面向自主叉车长时域多目标任务的异构多专家强化学习 (Heterogeneous Multi-Expert Reinforcement Learning for Long-Horizon Multi-Goal Tasks in Autonomous Forklifts)

Autonomous mobile manipulation in unstructured warehouses requires a balance between efficient large-scale navigation and high-precision object interaction. Traditional end-to-end learning approaches often struggle to handle the conflicting demands of these distinct phases. Navigation relies on robust decision-making over large spaces, while manipulation needs high sensitivity to fine local details. Forcing a single network to learn these different objectives simultaneously often causes optimization interference, where improving one task degrades the other. To address these limitations, we propose a Heterogeneous Multi-Expert Reinforcement Learning (HMER) framework tailored for autonomous forklifts. HMER decomposes long-horizon tasks into specialized sub-policies controlled by a Semantic Task Planner. This structure separates macro-level navigation from micro-level manipulation, allowing each expert to focus on its specific action space without interference. The planner coordinates the sequential execution of these experts, bridging the gap between task planning and continuous control. Furthermore, to solve the problem of sparse exploration, we introduce a Hybrid Imitation-Reinforcement Training Strategy. This method uses expert demonstrations to initialize the policy and Reinforcement Learning for fine-tuning.

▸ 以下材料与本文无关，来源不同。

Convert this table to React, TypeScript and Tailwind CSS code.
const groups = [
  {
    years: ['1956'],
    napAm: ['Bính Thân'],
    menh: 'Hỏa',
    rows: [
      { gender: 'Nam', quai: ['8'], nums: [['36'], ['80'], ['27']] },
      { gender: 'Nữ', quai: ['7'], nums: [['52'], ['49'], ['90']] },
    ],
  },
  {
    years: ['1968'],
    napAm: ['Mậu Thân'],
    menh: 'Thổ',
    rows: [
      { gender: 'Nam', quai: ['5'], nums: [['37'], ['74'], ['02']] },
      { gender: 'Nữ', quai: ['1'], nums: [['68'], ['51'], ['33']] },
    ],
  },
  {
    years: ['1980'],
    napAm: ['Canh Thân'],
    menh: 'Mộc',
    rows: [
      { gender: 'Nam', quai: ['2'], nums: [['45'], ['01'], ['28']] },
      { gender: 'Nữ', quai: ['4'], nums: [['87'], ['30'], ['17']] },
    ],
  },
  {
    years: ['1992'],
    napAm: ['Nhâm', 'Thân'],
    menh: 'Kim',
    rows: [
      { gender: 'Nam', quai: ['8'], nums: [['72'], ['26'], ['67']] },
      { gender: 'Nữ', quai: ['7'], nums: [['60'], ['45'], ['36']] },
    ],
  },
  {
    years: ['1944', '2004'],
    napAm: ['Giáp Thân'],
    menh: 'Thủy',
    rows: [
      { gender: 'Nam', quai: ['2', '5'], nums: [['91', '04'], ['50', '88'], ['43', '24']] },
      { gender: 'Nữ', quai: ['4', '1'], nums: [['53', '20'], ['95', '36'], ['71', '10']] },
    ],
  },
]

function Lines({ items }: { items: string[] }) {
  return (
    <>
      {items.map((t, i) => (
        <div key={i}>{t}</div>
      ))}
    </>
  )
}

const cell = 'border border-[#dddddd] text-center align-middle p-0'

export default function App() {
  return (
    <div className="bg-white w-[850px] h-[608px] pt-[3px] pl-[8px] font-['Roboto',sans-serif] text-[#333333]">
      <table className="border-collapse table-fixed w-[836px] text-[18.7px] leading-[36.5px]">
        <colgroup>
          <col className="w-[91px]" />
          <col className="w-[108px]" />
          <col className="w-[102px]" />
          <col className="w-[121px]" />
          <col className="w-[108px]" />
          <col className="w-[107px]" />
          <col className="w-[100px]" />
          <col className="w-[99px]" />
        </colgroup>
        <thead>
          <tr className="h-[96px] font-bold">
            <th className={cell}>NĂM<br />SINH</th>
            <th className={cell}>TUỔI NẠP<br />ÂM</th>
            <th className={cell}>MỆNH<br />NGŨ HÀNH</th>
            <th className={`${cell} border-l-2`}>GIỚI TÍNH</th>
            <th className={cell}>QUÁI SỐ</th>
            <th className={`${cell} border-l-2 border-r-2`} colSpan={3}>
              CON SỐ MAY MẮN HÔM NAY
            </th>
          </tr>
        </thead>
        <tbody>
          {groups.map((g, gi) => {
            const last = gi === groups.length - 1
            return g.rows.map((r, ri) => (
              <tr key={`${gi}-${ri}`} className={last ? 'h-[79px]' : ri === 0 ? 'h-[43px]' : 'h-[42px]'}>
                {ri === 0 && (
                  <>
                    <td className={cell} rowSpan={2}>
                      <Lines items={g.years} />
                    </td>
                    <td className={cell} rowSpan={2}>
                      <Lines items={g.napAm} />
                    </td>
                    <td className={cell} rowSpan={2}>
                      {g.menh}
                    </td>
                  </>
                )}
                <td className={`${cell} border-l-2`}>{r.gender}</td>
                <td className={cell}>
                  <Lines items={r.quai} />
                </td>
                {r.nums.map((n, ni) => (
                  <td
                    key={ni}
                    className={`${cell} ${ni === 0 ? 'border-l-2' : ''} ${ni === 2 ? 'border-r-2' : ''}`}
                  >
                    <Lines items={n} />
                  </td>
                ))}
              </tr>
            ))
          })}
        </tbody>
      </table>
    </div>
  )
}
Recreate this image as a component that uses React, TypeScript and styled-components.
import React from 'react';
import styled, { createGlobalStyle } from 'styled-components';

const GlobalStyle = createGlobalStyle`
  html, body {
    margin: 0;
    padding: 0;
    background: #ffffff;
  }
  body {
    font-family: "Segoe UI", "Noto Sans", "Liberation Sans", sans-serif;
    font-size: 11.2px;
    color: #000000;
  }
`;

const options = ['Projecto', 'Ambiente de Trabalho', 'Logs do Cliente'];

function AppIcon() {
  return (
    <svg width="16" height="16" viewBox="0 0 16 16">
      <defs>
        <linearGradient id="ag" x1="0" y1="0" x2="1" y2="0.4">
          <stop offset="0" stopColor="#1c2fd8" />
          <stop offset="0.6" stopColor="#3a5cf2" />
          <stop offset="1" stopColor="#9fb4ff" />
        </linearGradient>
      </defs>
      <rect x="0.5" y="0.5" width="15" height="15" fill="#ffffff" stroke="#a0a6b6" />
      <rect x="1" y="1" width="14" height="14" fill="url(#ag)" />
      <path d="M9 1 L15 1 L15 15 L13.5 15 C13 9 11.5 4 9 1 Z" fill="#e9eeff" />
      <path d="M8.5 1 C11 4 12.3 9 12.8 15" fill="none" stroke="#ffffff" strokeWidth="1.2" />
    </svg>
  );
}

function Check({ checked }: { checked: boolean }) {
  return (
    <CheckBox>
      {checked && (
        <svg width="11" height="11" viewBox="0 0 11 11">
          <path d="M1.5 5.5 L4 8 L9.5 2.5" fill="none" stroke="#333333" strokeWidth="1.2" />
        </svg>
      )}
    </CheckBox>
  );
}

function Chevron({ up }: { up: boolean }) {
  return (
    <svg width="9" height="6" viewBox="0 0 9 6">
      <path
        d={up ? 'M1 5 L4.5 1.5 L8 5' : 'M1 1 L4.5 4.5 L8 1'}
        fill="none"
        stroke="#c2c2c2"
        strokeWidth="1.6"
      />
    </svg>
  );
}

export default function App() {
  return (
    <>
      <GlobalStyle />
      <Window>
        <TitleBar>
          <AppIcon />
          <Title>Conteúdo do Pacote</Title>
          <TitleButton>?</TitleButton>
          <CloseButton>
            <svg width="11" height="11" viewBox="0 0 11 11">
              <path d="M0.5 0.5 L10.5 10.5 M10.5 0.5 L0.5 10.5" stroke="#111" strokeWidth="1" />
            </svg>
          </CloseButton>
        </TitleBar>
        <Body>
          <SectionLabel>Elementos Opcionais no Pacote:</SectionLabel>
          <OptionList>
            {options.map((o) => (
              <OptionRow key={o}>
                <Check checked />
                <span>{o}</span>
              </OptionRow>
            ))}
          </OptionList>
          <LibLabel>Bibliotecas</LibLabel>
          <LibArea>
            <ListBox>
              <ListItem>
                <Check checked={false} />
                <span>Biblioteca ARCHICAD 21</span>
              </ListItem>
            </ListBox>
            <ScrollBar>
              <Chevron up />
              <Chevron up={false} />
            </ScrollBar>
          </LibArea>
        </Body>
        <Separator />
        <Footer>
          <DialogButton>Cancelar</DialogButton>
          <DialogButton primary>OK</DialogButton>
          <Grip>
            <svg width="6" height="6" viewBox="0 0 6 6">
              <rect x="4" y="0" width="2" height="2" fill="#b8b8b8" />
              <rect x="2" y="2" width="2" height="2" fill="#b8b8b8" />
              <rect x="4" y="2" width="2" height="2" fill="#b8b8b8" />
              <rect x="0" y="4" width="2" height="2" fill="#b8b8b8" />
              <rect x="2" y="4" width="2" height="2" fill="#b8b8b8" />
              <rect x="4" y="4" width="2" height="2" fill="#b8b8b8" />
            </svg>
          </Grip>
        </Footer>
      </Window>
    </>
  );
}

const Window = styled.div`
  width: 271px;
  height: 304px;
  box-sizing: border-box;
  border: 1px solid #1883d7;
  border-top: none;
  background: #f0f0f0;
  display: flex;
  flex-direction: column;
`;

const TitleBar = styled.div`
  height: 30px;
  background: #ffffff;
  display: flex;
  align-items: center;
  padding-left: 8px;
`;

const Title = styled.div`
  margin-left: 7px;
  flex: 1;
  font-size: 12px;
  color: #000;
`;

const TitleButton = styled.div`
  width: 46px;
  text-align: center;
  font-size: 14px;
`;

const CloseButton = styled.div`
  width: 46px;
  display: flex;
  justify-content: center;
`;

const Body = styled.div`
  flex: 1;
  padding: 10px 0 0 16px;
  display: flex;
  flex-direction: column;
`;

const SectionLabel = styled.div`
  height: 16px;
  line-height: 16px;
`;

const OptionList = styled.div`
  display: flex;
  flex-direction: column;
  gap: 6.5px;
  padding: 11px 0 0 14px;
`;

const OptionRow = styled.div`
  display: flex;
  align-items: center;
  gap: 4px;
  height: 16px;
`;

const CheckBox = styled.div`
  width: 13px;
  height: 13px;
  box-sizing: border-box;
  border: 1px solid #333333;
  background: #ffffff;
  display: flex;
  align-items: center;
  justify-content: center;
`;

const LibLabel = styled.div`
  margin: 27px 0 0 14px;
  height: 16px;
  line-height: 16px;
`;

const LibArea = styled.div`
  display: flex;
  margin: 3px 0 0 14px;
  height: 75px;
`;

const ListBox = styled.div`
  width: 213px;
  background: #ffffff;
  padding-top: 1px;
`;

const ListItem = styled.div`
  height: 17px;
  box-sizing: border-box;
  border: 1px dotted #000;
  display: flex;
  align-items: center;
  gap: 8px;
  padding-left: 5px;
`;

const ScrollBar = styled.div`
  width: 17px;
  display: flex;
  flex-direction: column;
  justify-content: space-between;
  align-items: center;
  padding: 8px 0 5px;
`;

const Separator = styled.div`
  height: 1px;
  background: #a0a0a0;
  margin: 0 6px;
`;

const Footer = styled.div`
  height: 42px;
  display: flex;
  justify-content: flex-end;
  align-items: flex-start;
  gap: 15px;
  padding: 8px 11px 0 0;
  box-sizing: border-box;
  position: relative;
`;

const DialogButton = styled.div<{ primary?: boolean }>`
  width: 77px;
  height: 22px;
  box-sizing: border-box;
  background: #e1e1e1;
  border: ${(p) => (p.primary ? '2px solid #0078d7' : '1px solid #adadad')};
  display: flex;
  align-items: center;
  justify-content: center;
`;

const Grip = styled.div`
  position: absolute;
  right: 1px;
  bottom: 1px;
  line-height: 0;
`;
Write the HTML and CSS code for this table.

Experiments in Gazebo simulations show that HMER significantly outperforms sequential and end-to-end baselines. Our method achieves a task success rate of 94.2\% (compared to 62.5\% for baselines), reduces operation time by 21.4\%, and maintains placement error within 1.5 cm, validating its efficacy for precise material handling.

翻译：在非结构化仓库环境中，自主移动操作需要在高效的大范围导航与高精度的物体交互之间取得平衡。传统的端到端学习方法往往难以应对这两个截然不同阶段的冲突性需求。导航依赖于在大空间内进行鲁棒决策，而操作则需要对精细的局部细节保持高度敏感。迫使单一网络同时学习这些不同目标通常会导致优化干扰，即改进一项任务会损害另一项任务。为应对这些局限性，我们提出了一种专为自主叉车设计的异构多专家强化学习框架。该框架将长时域任务分解为由语义任务规划器控制的专用子策略。这种结构将宏观层面的导航与微观层面的操作分离开来，使得每个专家能够专注于其特定的动作空间而不受干扰。规划器协调这些专家的顺序执行，从而弥合了任务规划与连续控制之间的鸿沟。此外，为解决稀疏探索问题，我们引入了一种混合模仿-强化训练策略。该方法利用专家演示来初始化策略，并采用强化学习进行微调。在Gazebo仿真环境中的实验表明，HMER显著优于顺序执行和端到端的基线方法。我们的方法实现了94.2%的任务成功率（基线方法为62.5%），操作时间减少了21.4%，并将放置误差保持在1.5厘米以内，验证了其在精确物料搬运任务中的有效性。